Boco and its compensation carrier Insurance Company of North America (INA) intervened in this action to recover medical expenses and worker's compensation benefits paid and to be paid to Mr. Grammer. This complaint, originally naming Gator Hawk and Patterson as defendants, was ultimately amended to include Gator Hawk's compensation carrier Home Insurance Company (Home). Due to Gator Hawk's bankruptcy proceedings and our reversal of the judgment against Patterson, the sole remaining defendant in this intervention action is Home.
The district court, by way of summary judgment, concluded that Gator Hawk was Grammer's "borrowed employer" and that its insurer Home was liable for one-half of all medical expenses and worker's compensation benefits paid and to be paid to Grammer. On appeal, Home apparently concedes Gator Hawk's status as a "borrowing employer" but argues Boco and INA's claim for contribution prescribed.

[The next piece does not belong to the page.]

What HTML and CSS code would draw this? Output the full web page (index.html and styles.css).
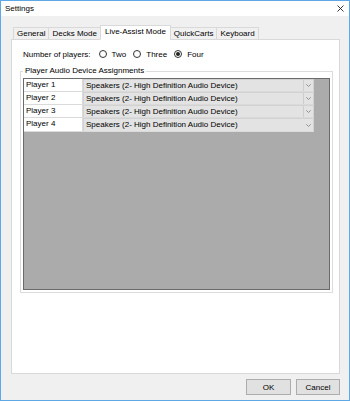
FILE: index.html
```html
<!DOCTYPE html>
<html lang="en">
<head>
    <meta charset="UTF-8">
    <title>Settings</title>
    <link rel="stylesheet" href="styles.css">
</head>
<body>
    <div class="window">
        <div class="titlebar">
            <span class="title">Settings</span>
            <svg class="close" width="7" height="7" viewBox="0 0 7 7">
                <path d="M0.5 0.5L6.5 6.5M6.5 0.5L0.5 6.5" stroke="#222" stroke-width="0.9" fill="none"/>
            </svg>
        </div>
        <div class="client">
            <div class="tabs">
                <div class="tab">General</div>
                <div class="tab">Decks Mode</div>
                <div class="tab selected">Live-Assist Mode</div>
                <div class="tab">QuickCarts</div>
                <div class="tab">Keyboard</div>
            </div>
            <div class="panel">
                <div class="players-row">
                    <span>Number of players:</span>
                    <label class="radio"><span class="circle"></span>Two</label>
                    <label class="radio"><span class="circle"></span>Three</label>
                    <label class="radio"><span class="circle checked"></span>Four</label>
                </div>
                <fieldset class="group">
                    <legend>Player Audio Device Assignments</legend>
                    <div class="grid">
                        <!-- one row per player -->
                        <div class="grid-row">
                            <div class="name">Player 1</div>
                            <div class="combo">
                                <span class="combo-text">Speakers (2- High Definition Audio Device)</span>
                                <span class="combo-arrow"><svg width="5" height="3" viewBox="0 0 5 3"><path d="M0.3 0.3L2.5 2.5L4.7 0.3" stroke="#8a8a8a" stroke-width="0.9" fill="none"/></svg></span>
                            </div>
                        </div>
                        <div class="grid-row">
                            <div class="name">Player 2</div>
                            <div class="combo">
                                <span class="combo-text">Speakers (2- High Definition Audio Device)</span>
                                <span class="combo-arrow"><svg width="5" height="3" viewBox="0 0 5 3"><path d="M0.3 0.3L2.5 2.5L4.7 0.3" stroke="#8a8a8a" stroke-width="0.9" fill="none"/></svg></span>
                            </div>
                        </div>
                        <div class="grid-row">
                            <div class="name">Player 3</div>
                            <div class="combo">
                                <span class="combo-text">Speakers (2- High Definition Audio Device)</span>
                                <span class="combo-arrow"><svg width="5" height="3" viewBox="0 0 5 3"><path d="M0.3 0.3L2.5 2.5L4.7 0.3" stroke="#8a8a8a" stroke-width="0.9" fill="none"/></svg></span>
                            </div>
                        </div>
                        <div class="grid-row last">
                            <div class="name">Player 4</div>
                            <div class="combo plain">
                                <span class="combo-text">Speakers (2- High Definition Audio Device)</span>
                                <span class="combo-arrow"><svg width="5" height="3" viewBox="0 0 5 3"><path d="M0.3 0.3L2.5 2.5L4.7 0.3" stroke="#8a8a8a" stroke-width="0.9" fill="none"/></svg></span>
                            </div>
                        </div>
                    </div>
                </fieldset>
            </div>
            <div class="buttons">
                <button class="btn ok">OK</button>
                <button class="btn cancel">Cancel</button>
            </div>
        </div>
    </div>
</body>
</html>
```

FILE: styles.css
```css
body {
    margin: 0;
    font-family: "Liberation Sans", Arial, sans-serif;
    font-size: 8px;
    color: #000;
}
.window {
    width: 350px;
    height: 401px;
    box-sizing: border-box;
    border: 1px solid #5ea8e6;
    display: flex;
    flex-direction: column;
    background: #f0f0f0;
}
.titlebar {
    height: 15px;
    flex: none;
    background: #fff;
    display: flex;
    align-items: center;
    justify-content: space-between;
    padding: 0 5px 0 4px;
}
.client {
    flex: 1;
    display: flex;
    flex-direction: column;
    padding: 9px 9px 5px 10px;
    min-height: 0;
}

/* tabs */
.tabs {
    display: flex;
    align-items: flex-end;
    height: 15px;
    margin-left: 2px;
    margin-bottom: -1px;
    position: relative;
    z-index: 1;
}
.tab {
    height: 11px;
    line-height: 11px;
    padding: 0 3px;
    border: 1px solid #d9d9d9;
    background: #f0f0f0;
    margin-left: -1px;
    white-space: nowrap;
}
.tab:first-child {
    margin-left: 0;
}
.tab.selected {
    height: 13px;
    line-height: 12px;
    padding: 0 4px;
    background: #fff;
    border-bottom-color: #fff;
}

.panel {
    flex: 1;
    background: #fff;
    border: 1px solid #d9d9d9;
    padding: 8px 6px 0 8px;
}
.players-row {
    display: flex;
    align-items: center;
    height: 12px;
    padding-left: 3px;
}
.radio {
    display: flex;
    align-items: center;
    margin-left: 8px;
}
.radio + .radio {
    margin-left: 7px;
}
.circle {
    width: 6px;
    height: 6px;
    border: 1px solid #333;
    border-radius: 50%;
    margin-right: 5px;
    display: flex;
    align-items: center;
    justify-content: center;
}
.circle.checked::after {
    content: "";
    width: 4px;
    height: 4px;
    border-radius: 50%;
    background: #222;
}

/* group box */
.group {
    margin: 6px 0 0 0;
    padding: 2px;
    border: 1px solid #dcdcdc;
}
.group legend {
    padding: 0 2px;
    line-height: 10px;
}
.grid {
    height: 210px;
    border: 1px solid #6b6b6b;
    background: #ababab;
}
.grid-row {
    display: flex;
    height: 12px;
    border-bottom: 1px solid #dadada;
    width: 290px;
}
.grid-row.last {
    height: 13px;
}
.name {
    width: 56px;
    padding-left: 2px;
    background: #fff;
    border-right: 1px solid #dadada;
    line-height: 12px;
}
.combo {
    width: 231px;
    box-sizing: border-box;
    display: flex;
    background: #e3e3e3;
    border: 1px solid #d2d2d2;
    border-bottom: none;
}
.combo-text {
    flex: 1;
    padding-left: 2px;
    line-height: 11px;
}
.combo-arrow {
    width: 9px;
    display: flex;
    align-items: center;
    justify-content: center;
    border-left: 1px solid #cdcdcd;
}
.combo.plain .combo-arrow {
    border-left: none;
}

/* dialog buttons */
.buttons {
    display: flex;
    justify-content: flex-end;
    gap: 5px;
    margin-top: 5px;
    flex: none;
}
.btn {
    height: 16px;
    padding: 0;
    font-family: "Liberation Sans", Arial, sans-serif;
    font-size: 8px;
    color: #000;
    background: #e1e1e1;
    border: 1px solid #adadad;
}
.btn.ok {
    width: 45px;
}
.btn.cancel {
    width: 44px;
}
```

Home asserts that the prescription period governing a claim for contribution is based upon the underlying obligation binding the parties. Home's sole argument is that, since an action instituted by Grammer for compensation benefits would be governed by section 1209 of Louisiana Worker's Compensation Act, section 1209 controls Boco and INA's claim for contribution as well. Section 1209 provides in part:
In case of personal injury, including death resulting therefrom, all claims for payments shall be forever barred unless within one year after the accident or death the parties have agreed upon the payments to be made under this Chapter, or unless within one year after the accident a formal claim has been filed with the office as provided in this Chapter. Where such payments have been made in any case, the limitation shall not take effect until the expiration of one year from the time of making the last payment ....

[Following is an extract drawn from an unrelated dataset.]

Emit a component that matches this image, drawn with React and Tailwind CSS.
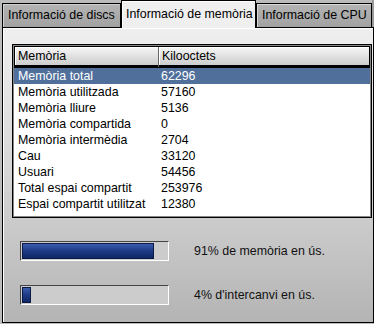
import React from 'react';

const rows = [
  ['Memòria total', '62296'],
  ['Memòria utilitzada', '57160'],
  ['Memòria lliure', '5136'],
  ['Memòria compartida', '0'],
  ['Memòria intermèdia', '2704'],
  ['Cau', '33120'],
  ['Usuari', '54456'],
  ['Total espai compartit', '253976'],
  ['Espai compartit utilitzat', '12380'],
];

const Bar = ({ pct, label }) => (
  <div className="flex items-center h-[20px]">
    <div className="w-[149px] h-[20px] border-t border-l border-t-[#444] border-l-[#444] border-b border-r border-b-white border-r-white bg-[#cccccc] p-[1px]">
      <div
        className="h-full border border-[#0b1a44] bg-linear-to-b from-[#3c5cae] via-[#1d3a86] to-[#102866]"
        style={{ width: `${pct}%` }}
      />
    </div>
    <span className="ml-[25px] text-[#111]">{label}</span>
  </div>
);

const App = () => {
  return (
    <div className="w-[374px] h-[324px] bg-[#bcbcbc] pl-[2px] overflow-hidden font-['Liberation_Sans',Arial,sans-serif] text-[12.4px] leading-none text-black">
      <div className="flex items-end h-[27px]">
        <div className="w-[119px] h-[24px] border border-b-0 border-black bg-linear-to-b from-[#b4b4b4] to-[#a2a2a2] pl-[5px] flex items-center shadow-[inset_1px_1px_0_#d0d0d0]">
          Informació de discs
        </div>
        <div className="w-[135px] h-[28px] -mb-[1px] relative z-10 border border-b-0 border-black bg-[#efefef] pl-[4px] flex items-center shadow-[inset_1px_1px_0_#ffffff]">
          Informació de memòria
        </div>
        <div className="w-[116px] h-[24px] border border-b-0 border-black bg-linear-to-b from-[#b4b4b4] to-[#a2a2a2] pl-[5px] flex items-center shadow-[inset_1px_1px_0_#d8d8d8]">
          Informació de CPU
        </div>
        <div className="flex-1 h-[27px] bg-[#9a9a9a]" />
      </div>
      <div className="w-[372px] h-[296px] border border-black bg-linear-to-b from-[#efefef] via-[#d6d6d6] to-[#b4b4b4] shadow-[inset_1px_1px_0_#ffffff] pt-[16px] pl-[9px]">
        <div className="w-[360px] h-[174px] border border-black bg-white p-[1px] shadow-[inset_0_0_0_1px_#888]">
          <div className="flex h-[22px] border border-black bg-[#666] gap-[1px]">
            <div className="w-[143px] bg-linear-to-b from-[#f6f6f6] to-[#cdcdcd] border-b-2 border-black pl-[3px] flex items-center shadow-[inset_1px_1px_0_#ffffff]">
              Memòria
            </div>
            <div className="flex-1 bg-linear-to-b from-[#f6f6f6] to-[#cdcdcd] border-b-2 border-black pl-[3px] flex items-center shadow-[inset_1px_1px_0_#ffffff]">
              Kilooctets
            </div>
          </div>
          <div className="flex flex-col">
            {rows.map(([name, val], i) => (
              <div
                key={name}
                className={`flex h-[16px] items-center ${i === 0 ? 'bg-[#50709b] text-white' : ''}`}
              >
                <span className="w-[146px] pl-[4px]">{name}</span>
                <span className="pl-[1px]">{val}</span>
              </div>
            ))}
          </div>
        </div>
        <div className="flex flex-col gap-[24px] mt-[23px] pl-[8px]">
          <Bar pct={91} label="91% de memòria en ús." />
          <Bar pct={6} label="4% d'intercanvi en ús." />
        </div>
      </div>
    </div>
  );
};

export default App;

La.Rev.Stat.Ann. Sec. 23:1209 (West 1985) (emphasis added). We express doubt that section 1209 governs contribution claims for worker's compensation payment, see Employer's Liab. Assurance Corp., Ltd. v. Gen. Accident Fire and Life Assurance Corp., Ltd., 125 So. 2d 689, 692-93 (La.Ct.App.1960) (holding that a claim by an insurer against another insurer to recover worker's compensation payments is a claim for restitution governed by a ten year prescription period), but that issue need not be resolved at this juncture. Assuming arguendo that section 1209 applies as Home contends, we hold that Boco and INA's claim did not prescribe.

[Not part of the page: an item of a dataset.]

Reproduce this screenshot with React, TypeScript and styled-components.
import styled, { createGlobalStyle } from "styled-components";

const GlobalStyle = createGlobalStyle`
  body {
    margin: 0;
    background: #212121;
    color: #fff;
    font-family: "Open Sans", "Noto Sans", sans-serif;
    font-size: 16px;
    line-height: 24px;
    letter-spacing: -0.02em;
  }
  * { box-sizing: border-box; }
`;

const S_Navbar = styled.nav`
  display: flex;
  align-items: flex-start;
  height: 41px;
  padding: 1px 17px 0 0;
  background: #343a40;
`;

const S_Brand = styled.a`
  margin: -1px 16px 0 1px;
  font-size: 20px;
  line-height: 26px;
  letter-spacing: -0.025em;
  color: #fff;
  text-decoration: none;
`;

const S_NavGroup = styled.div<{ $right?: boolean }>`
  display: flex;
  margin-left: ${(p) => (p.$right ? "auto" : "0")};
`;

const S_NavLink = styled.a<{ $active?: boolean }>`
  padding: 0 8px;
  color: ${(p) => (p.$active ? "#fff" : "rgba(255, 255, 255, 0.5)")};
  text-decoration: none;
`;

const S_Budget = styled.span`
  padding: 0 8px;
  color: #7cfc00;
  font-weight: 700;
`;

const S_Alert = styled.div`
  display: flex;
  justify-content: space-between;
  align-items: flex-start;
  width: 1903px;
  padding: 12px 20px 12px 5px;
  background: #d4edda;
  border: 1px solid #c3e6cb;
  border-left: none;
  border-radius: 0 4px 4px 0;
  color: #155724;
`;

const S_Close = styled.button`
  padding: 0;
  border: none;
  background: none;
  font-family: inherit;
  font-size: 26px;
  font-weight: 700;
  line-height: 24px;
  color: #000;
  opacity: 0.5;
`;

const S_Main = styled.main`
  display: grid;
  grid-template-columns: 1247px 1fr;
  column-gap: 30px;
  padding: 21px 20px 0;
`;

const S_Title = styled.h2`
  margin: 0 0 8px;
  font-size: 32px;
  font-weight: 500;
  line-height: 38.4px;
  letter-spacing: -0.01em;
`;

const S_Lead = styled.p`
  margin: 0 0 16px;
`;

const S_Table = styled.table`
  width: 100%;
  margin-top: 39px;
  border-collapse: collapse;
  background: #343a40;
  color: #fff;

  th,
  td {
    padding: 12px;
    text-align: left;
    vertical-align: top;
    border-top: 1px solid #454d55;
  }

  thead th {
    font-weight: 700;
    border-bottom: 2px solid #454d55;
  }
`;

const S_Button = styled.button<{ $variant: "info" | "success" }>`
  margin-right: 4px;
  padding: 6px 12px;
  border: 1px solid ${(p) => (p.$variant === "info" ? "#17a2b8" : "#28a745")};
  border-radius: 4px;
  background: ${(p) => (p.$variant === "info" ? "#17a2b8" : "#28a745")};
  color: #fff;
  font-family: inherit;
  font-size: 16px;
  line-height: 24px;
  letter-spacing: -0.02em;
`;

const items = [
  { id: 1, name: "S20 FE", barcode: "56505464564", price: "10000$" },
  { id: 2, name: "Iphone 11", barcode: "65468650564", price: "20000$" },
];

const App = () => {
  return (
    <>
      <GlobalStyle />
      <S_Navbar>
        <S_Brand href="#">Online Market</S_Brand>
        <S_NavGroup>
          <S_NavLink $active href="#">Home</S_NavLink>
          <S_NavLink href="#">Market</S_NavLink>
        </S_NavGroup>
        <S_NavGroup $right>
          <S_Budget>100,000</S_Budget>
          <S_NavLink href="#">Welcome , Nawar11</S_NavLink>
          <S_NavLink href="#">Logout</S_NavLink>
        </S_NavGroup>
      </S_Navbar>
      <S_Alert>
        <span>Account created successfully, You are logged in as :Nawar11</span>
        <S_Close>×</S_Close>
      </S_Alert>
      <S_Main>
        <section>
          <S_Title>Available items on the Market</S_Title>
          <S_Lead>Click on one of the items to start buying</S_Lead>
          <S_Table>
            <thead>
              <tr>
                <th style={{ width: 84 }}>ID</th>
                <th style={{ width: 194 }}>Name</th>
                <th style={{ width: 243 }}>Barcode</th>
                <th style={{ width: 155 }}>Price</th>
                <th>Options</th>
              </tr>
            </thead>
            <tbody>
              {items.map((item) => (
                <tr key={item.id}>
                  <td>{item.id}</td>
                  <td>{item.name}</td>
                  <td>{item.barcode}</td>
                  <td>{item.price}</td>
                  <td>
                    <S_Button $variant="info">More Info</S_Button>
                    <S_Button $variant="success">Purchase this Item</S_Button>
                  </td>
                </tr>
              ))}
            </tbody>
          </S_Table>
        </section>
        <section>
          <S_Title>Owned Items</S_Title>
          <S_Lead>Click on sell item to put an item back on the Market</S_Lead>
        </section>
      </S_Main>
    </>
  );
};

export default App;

It is uncontested that Boco and INA made payments for Grammer's medical expenses and worker's compensation benefits from the date of his injury to the date of trial. Nevertheless, Home argues that since Boco and INA brought the claim for contribution more than one year after instituting such payments, section 1209 prescribes their claim. We find this argument meritless. Section 1209 clearly states that if payments are made, the prescription period will not commence until payments cease. Because Boco and INA continued to pay benefits, the event triggering the commencement of the section 1209's prescription period never occurred.
For the foregoing reasons, we REVERSE the district court's judgment against Patterson Services, Inc. and AFFIRM the judgment against Home Insurance Co.